## Task brief
Skipping all pictures, set down the lines of the listing from the first through the one with "import React from".

## Data segment

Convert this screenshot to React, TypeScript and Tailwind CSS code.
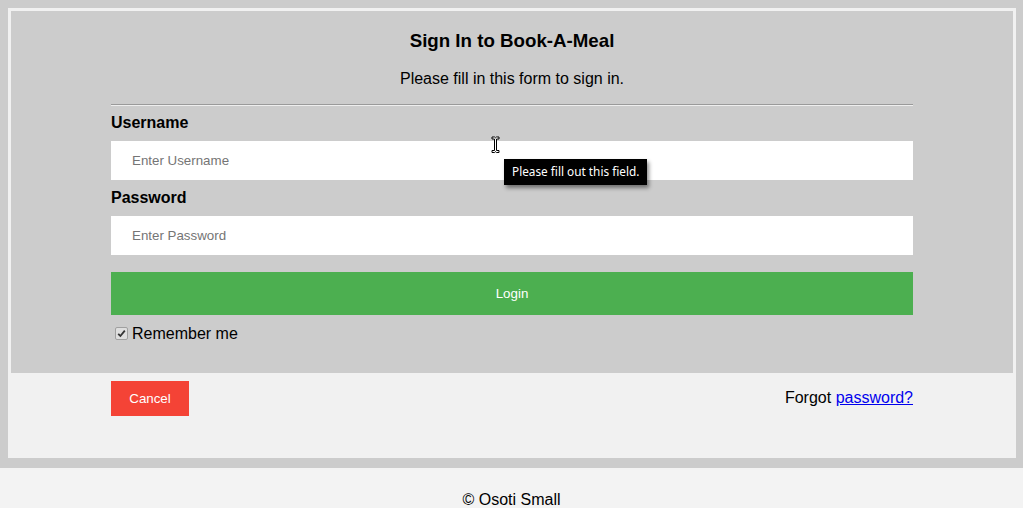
import React from "react";

export default function App() {
  return (
    <div className="relative min-h-[508px] bg-[#cccccc] font-['Liberation_Sans',Arial,sans-serif] text-black overflow-hidden">
      <div className="pt-[8px] pl-[8px]">
        <div className="w-[1008px] border-[3px] border-[#f1f1f1]">
          <div className="h-[362px] bg-[#cccccc] px-[100px] pt-[19px]">
            <h3 className="text-center text-[18.72px] leading-[21px] font-bold">Sign In to Book-A-Meal</h3>
            <p className="mt-[19px] text-center text-[16px] leading-[18px]">Please fill in this form to sign in.</p>
            <div className="mt-[16px] h-[2px] border-t border-b border-t-[#9a9a9a] border-b-[#eeeeee]" />
            <div className="mt-[8px] text-[16px] leading-[18px] font-bold">Username</div>
            <div className="mt-[9px] h-[39px] bg-white pl-[21px] flex items-center text-[13.33px] text-[#757575]">Enter Username</div>
            <div className="mt-[9px] text-[16px] leading-[18px] font-bold">Password</div>
            <div className="mt-[9px] h-[39px] bg-white pl-[21px] flex items-center text-[13.33px] text-[#757575]">Enter Password</div>
            <div className="mt-[17px] h-[43px] bg-[#4caf50] flex items-center justify-center text-white text-[13.33px]">Login</div>
            <div className="mt-[10px] flex items-center text-[16px] leading-[18px]">
              <span className="ml-[4px] mr-[4px] mt-[-1px] w-[13px] h-[13px] rounded-[2px] bg-[#dedede] border border-[#a0a0a0] flex items-center justify-center">
                <svg width="9" height="9" viewBox="0 0 9 9">
                  <path d="M1.2 4.8 L3.4 7 L7.8 1.6" fill="none" stroke="#333333" strokeWidth="1.8" />
                </svg>
              </span>
              <span>Remember me</span>
            </div>
          </div>
          <div className="h-[82px] bg-[#f1f1f1] px-[100px] pt-[8px] flex justify-between items-start">
            <div className="w-[78px] h-[35px] bg-[#f44336] flex items-center justify-center text-white text-[13.33px]">Cancel</div>
            <div className="pt-[8px] text-[16px] leading-[18px]">
              Forgot <a href="#" className="text-[#0000ee] underline">password?</a>
            </div>
          </div>
        </div>
      </div>
      <div className="mt-[10px] h-[40px] bg-[#f3f3f3] pt-[23px] text-center text-[16px] leading-[18px]">© Osoti Small</div>

      <div className="absolute left-[504px] top-[159px] h-[26px] px-[8px] bg-black text-white text-[11.8px] leading-[25px] font-['Noto_Sans',sans-serif] whitespace-nowrap shadow-[2px_3px_4px_rgba(0,0,0,0.45)]">
        Please fill out this field.
      </div>
      <svg className="absolute left-[491px] top-[136px]" width="9" height="18" viewBox="0 0 9 18">
        <path
          d="M1 1 H3.6 L4.5 1.8 L5.4 1 H8 V3 H5.5 V14.5 H8 V16.5 H5.4 L4.5 15.7 L3.6 16.5 H1 V14.5 H3.5 V3 H1 Z"
          fill="white"
          stroke="black"
          strokeWidth="1"
        />
      </svg>
    </div>
  );
}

## Solved problem
Convert this screenshot to React, TypeScript and Tailwind CSS code.
import React from "react";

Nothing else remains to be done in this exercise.